The threat from labour shortage is, nevertheless, turning into an opportunity for mechanised sugarcane harvester makers. The Kisan Veer Satara cooperative has, in the current season, deployed 15 such machines that would harvest roughly a tenth of the cane supplied to its Wai and Khandala mills. “We will add another 26 machines by the next season. These are either our own or procured by entrepreneurs/farmer groups against bank loans, for which we would provide collateral in the form of guaranteed work. Mechanisation is the only way out of labour troubles,” states Bhosale.
His enthusiasm isn’t shared, though, by others. Suryakant Patil notes that while his mill has invested in two mechanised harvesters, they are not being used. “These machines need large unbroken tracts of cane. In contrast, most of our cane holdings are small and fragmented,” he points out. But Bhosale feels this isn’t an insurmountable problem. “The equipment manufacturers have made changes to the machines to adapt them to our field conditions. We, in turn, have induced farmers to effect changes to their planting practices, such as maintaining a 4-4.5 feet distance between cane rows, as opposed to the prevalent 3-3.5 feet norm. It does not affect cane yields, even while allowing the machines to easily operate in the fields,” he explains.

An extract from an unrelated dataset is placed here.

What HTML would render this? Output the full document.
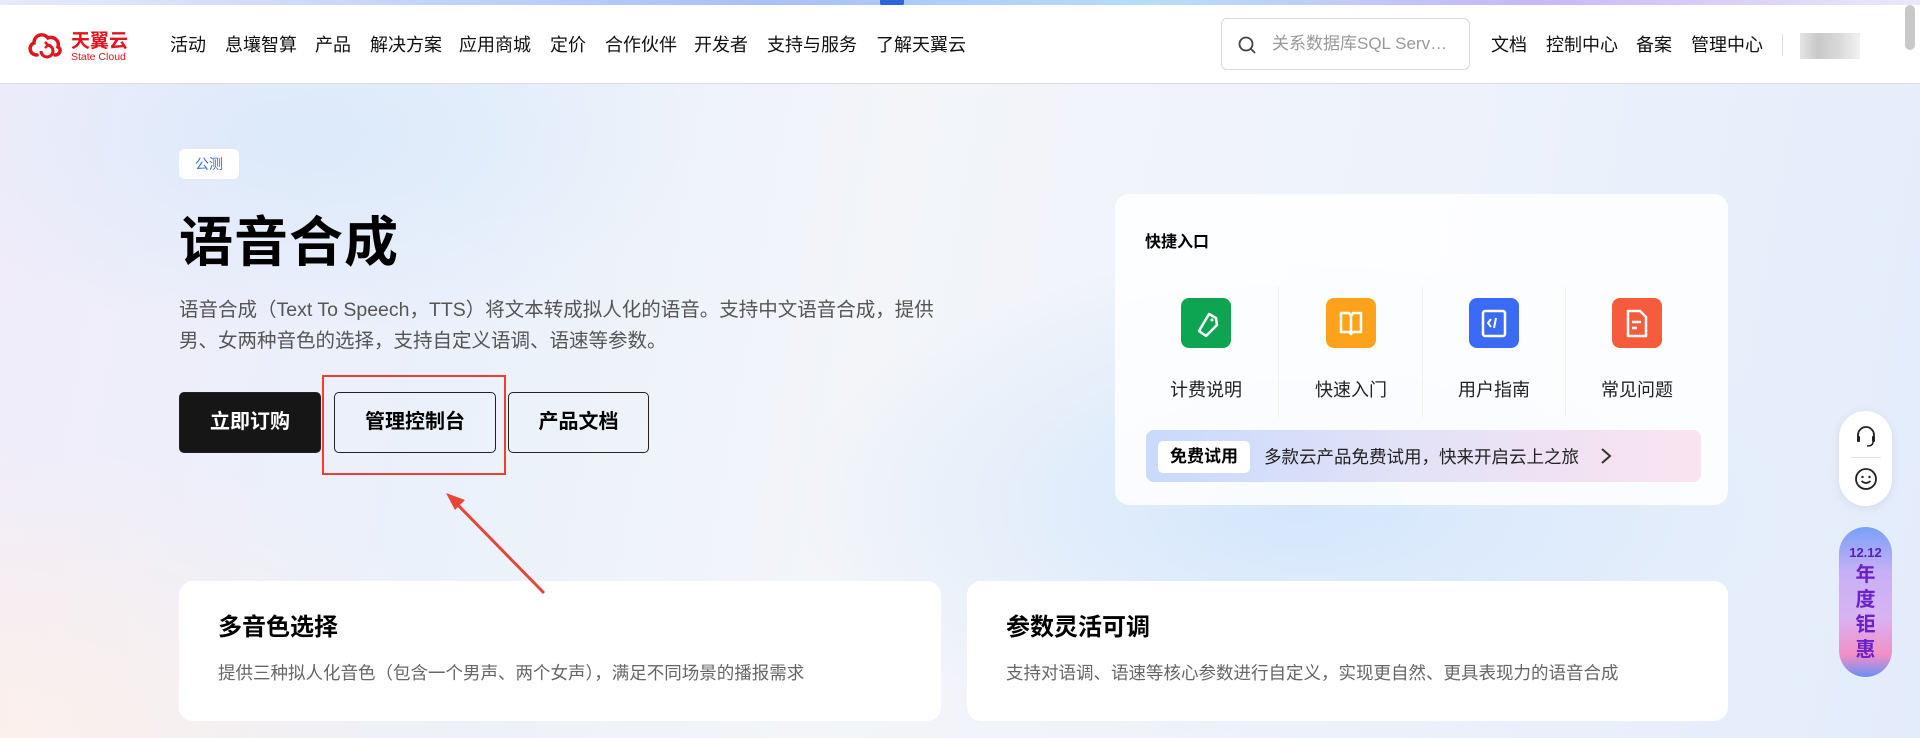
<!DOCTYPE html>
<html><head><meta charset="utf-8">
<style>
*{margin:0;padding:0;box-sizing:border-box}
body{width:1920px;height:738px;overflow:hidden;position:relative;font-family:"Liberation Sans","Noto Sans CJK SC",sans-serif;color:#000;
background:linear-gradient(100deg,#f1ecfa 0%,#eaf1fb 25%,#f3f5f9 45%,#eef3fb 70%,#e3ecfb 100%);}
.bg2{position:absolute;left:0;top:84px;width:1920px;height:654px;background:radial-gradient(ellipse 500px 300px at 0% 100%,rgba(255,240,230,.8),transparent),radial-gradient(ellipse 500px 250px at 1300px 420px,rgba(200,225,252,.7),transparent),radial-gradient(ellipse 400px 200px at 300px 50px,rgba(215,232,250,.8),transparent)}
.topbar{position:absolute;left:0;top:0;width:1920px;height:5px;background:linear-gradient(90deg,#e6eafa,#a8c0f8 40%,#b9dcf8 60%,#c7b8f6 80%,#ece8fa)}
.header{position:absolute;left:0;top:5px;width:1920px;height:79px;background:#fff;border-bottom:1px solid #dcdcdc}
.nav{position:absolute;top:44px;transform:translateY(-50%);font-size:18px;color:#111;white-space:nowrap}
.logo{position:absolute;left:27px;top:29px}
.search{position:absolute;left:1221px;top:18px;width:249px;height:52px;border:1px solid #d9d9d9;border-radius:6px;background:#fff;font-size:17px;color:#999;line-height:50px;padding-left:50px}
.tag{position:absolute;left:179px;top:149px;width:60px;height:30px;background:#fff;border-radius:6px;color:#3a6cf0;font-size:14px;text-align:center;line-height:30px}
h1{position:absolute;left:179px;top:198px;font-size:54px;font-weight:bold;letter-spacing:1px}
.desc{position:absolute;left:179px;top:295px;width:790px;font-size:19.5px;line-height:31px;color:#555}
.btn{position:absolute;top:392px;height:61px;border:1px solid #222;border-radius:5px;font-size:20px;font-weight:bold;text-align:center;line-height:59px}
.card{position:absolute;background:#fff;border-radius:14px}
.qi{position:absolute;width:50px;height:50px;border-radius:8px;top:298px}
.ql{position:absolute;top:376px;font-size:18px;color:#222;width:100px;text-align:center}
.dv{position:absolute;top:287px;width:1px;height:130px;background:#eceef2}
.ft h3{position:absolute;left:39px;top:26px;font-size:24px;font-weight:bold}
.ft p{position:absolute;left:39px;top:79px;font-size:17.5px;color:#666}
</style></head><body>
<div class="bg2"></div>
<div class="topbar"></div>
<div style="position:absolute;left:880px;top:0;width:24px;height:6px;background:#2d66d8;border-radius:0 0 3px 3px"></div>
<div class="header"></div>
<div class="logo">
<svg width="112" height="32" viewBox="0 0 112 32"><path d="M10 26 C2 26 1 16 7 14 C7 6 16 3 21 9 C26 7 33 11 31 18 C35 20 33 26 28 26" fill="none" stroke="#e0141e" stroke-width="3.5" stroke-linecap="round"/><path d="M14 22 a6 6 0 1 0 6 -6" fill="none" stroke="#e0141e" stroke-width="3"/><path d="M18 13 l3 3 -3 3" fill="none" stroke="#e0141e" stroke-width="2.5"/>
<text x="44" y="18" font-size="19" font-weight="bold" fill="#e0141e" font-family="Noto Sans CJK SC,sans-serif">天翼云</text>
<text x="44" y="31" font-size="10.5" fill="#e0141e" font-family="Liberation Sans,sans-serif">State Cloud</text></svg></div>
<div class="nav" style="left:170px">活动</div>
<div class="nav" style="left:225px">息壤智算</div>
<div class="nav" style="left:315px">产品</div>
<div class="nav" style="left:370px">解决方案</div>
<div class="nav" style="left:459px">应用商城</div>
<div class="nav" style="left:550px">定价</div>
<div class="nav" style="left:605px">合作伙伴</div>
<div class="nav" style="left:694px">开发者</div>
<div class="nav" style="left:767px">支持与服务</div>
<div class="nav" style="left:876px">了解天翼云</div>
<div class="search">关系数据库SQL Serv…<svg style="position:absolute;left:15px;top:16px" width="20" height="20" viewBox="0 0 20 20"><circle cx="9" cy="9" r="6.5" fill="none" stroke="#444" stroke-width="1.8"/><path d="M14 14 l4 4" stroke="#444" stroke-width="1.8"/></svg></div>
<div class="nav" style="left:1491px">文档</div>
<div class="nav" style="left:1546px">控制中心</div>
<div class="nav" style="left:1636px">备案</div>
<div class="nav" style="left:1691px">管理中心</div>
<div style="position:absolute;left:1782px;top:34px;width:1px;height:22px;background:#ddd"></div>
<div style="position:absolute;left:1800px;top:33px;width:60px;height:26px;background:linear-gradient(90deg,#ddd,#bbb 30%,#ccc 60%,#eee);opacity:.8"></div>
<div style="position:absolute;left:1905px;top:5px;width:10px;height:45px;background:#c9c9c9;border-radius:5px"></div>

<div class="tag">公测</div>
<h1>语音合成</h1>
<div class="desc">语音合成（Text To Speech，TTS）将文本转成拟人化的语音。支持中文语音合成，提供男、女两种音色的选择，支持自定义语调、语速等参数。</div>
<div class="btn" style="left:179px;width:142px;background:#161616;color:#fff">立即订购</div>
<div class="btn" style="left:334px;width:162px">管理控制台</div>
<div class="btn" style="left:508px;width:141px">产品文档</div>
<div style="position:absolute;left:322px;top:375px;width:184px;height:100px;border:2.5px solid #ef3f33"></div>

<div class="card" style="left:1115px;top:194px;width:613px;height:311px;background:rgba(255,255,255,.85)"></div>
<div style="position:absolute;left:1145px;top:228px;font-size:16px;font-weight:bold">快捷入口</div>
<div class="qi" style="left:1181px;background:#0ea552"><svg width="50" height="50"><path d="M18 33 L28 16 L35 20 L36 27 L25 38 Z" fill="none" stroke="#fff" stroke-width="2.5" stroke-linejoin="round"/><circle cx="31" cy="22" r="1.5" fill="#fff"/></svg></div>
<div class="qi" style="left:1326px;background:#ffa21b"><svg width="50" height="50"><path d="M15 15 h8 l2 3 l2 -3 h8 v19 h-8 l-2 2 l-2 -2 h-8 Z M25 18 v16" fill="none" stroke="#fff" stroke-width="2.5" stroke-linejoin="round"/></svg></div>
<div class="qi" style="left:1469px;background:#3b6af5"><svg width="50" height="50"><rect x="14" y="13" width="22" height="25" rx="2" fill="none" stroke="#fff" stroke-width="2.5"/><path d="M22 21 l-3 4 3 4 M27 20 l-2 10" fill="none" stroke="#fff" stroke-width="2"/></svg></div>
<div class="qi" style="left:1612px;background:#f55b3c"><svg width="50" height="50"><path d="M16 13 h12 l6 6 v19 h-18 Z" fill="none" stroke="#fff" stroke-width="2.5" stroke-linejoin="round"/><path d="M20 24 h9 M20 30 h5" stroke="#fff" stroke-width="2.5"/></svg></div>
<div class="ql" style="left:1156px">计费说明</div>
<div class="ql" style="left:1301px">快速入门</div>
<div class="ql" style="left:1444px">用户指南</div>
<div class="ql" style="left:1587px">常见问题</div>
<div class="dv" style="left:1278px"></div><div class="dv" style="left:1422px"></div><div class="dv" style="left:1565px"></div>
<div style="position:absolute;left:1146px;top:430px;width:555px;height:52px;border-radius:8px;background:linear-gradient(90deg,#c9dafc,#e4e2f7 50%,#fbe3f0)"></div>
<div style="position:absolute;left:1158px;top:441px;width:92px;height:32px;background:#fff;border-radius:5px;font-size:17px;font-weight:bold;text-align:center;line-height:32px">免费试用</div>
<div style="position:absolute;left:1264px;top:444px;font-size:17.5px;color:#222">多款云产品免费试用，快来开启云上之旅</div>
<svg style="position:absolute;left:1598px;top:446px" width="16" height="20"><path d="M4 3 l8 7 -8 7" fill="none" stroke="#333" stroke-width="2"/></svg>

<div class="card ft" style="left:179px;top:581px;width:762px;height:140px"><h3>多音色选择</h3><p>提供三种拟人化音色（包含一个男声、两个女声），满足不同场景的播报需求</p></div>
<div class="card ft" style="left:967px;top:581px;width:761px;height:140px"><h3>参数灵活可调</h3><p>支持对语调、语速等核心参数进行自定义，实现更自然、更具表现力的语音合成</p></div>
<svg style="position:absolute;left:0;top:0" width="1920" height="738"><path d="M544 593 L453 500" stroke="#e8453a" stroke-width="3"/><path d="M446 493 L465 500 L455 510 Z" fill="#e8453a"/></svg>

<div style="position:absolute;left:1839px;top:411px;width:53px;height:95px;background:#fff;border-radius:27px;box-shadow:0 2px 10px rgba(0,0,0,.08)"></div>
<svg style="position:absolute;left:1853px;top:423px" width="26" height="26"><path d="M5 15 v-3 a8 8 0 0 1 16 0 v3" fill="none" stroke="#222" stroke-width="1.8"/><rect x="4" y="13" width="3" height="6" rx="1" fill="#222"/><rect x="19" y="13" width="3" height="6" rx="1" fill="#222"/><path d="M20 19 q0 4 -6 4" fill="none" stroke="#222" stroke-width="1.5"/></svg>
<div style="position:absolute;left:1851px;top:457px;width:30px;height:1px;background:#e5e5e5"></div>
<svg style="position:absolute;left:1853px;top:466px" width="26" height="26"><circle cx="13" cy="13" r="10" fill="none" stroke="#222" stroke-width="1.8"/><circle cx="9.5" cy="11" r="1.2" fill="#222"/><circle cx="16.5" cy="11" r="1.2" fill="#222"/><path d="M8.5 15 q4.5 4 9 0" fill="none" stroke="#222" stroke-width="1.6"/></svg>
<div style="position:absolute;left:1839px;top:527px;width:53px;height:150px;border-radius:27px;background:linear-gradient(180deg,#7aa0f7,#c7b0f6 30%,#d8b3f4 60%,#f28fc6 85%,#6a8ff5)"></div>
<div style="position:absolute;left:1839px;top:545px;width:53px;text-align:center;color:#5a1fb0;font-weight:bold;font-size:13px">12.12</div>
<div style="position:absolute;left:1839px;top:563px;width:53px;text-align:center;color:#6a22c8;font-weight:bold;font-size:20px;line-height:25px">年<br>度<br>钜<br>惠</div>
</body></html>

All this is obviously music to the likes of New Holland Agriculture. The Italian agricultural machinery major, which assembles “Case IH” sugarcane harvesters at its facility in Chakan (Pune), has sold 270-plus machines in Maharashtra since 2010. The machinery owners are charging Rs 338-400 per tonne, more than the Rs 198-228 rate for manual harvesting. But the machines have the capacity to harvest 15-20 tonnes of cane per hour. That would translate into covering an acre in four hours’ time, which takes two days for a 6-8 labourer-pair team.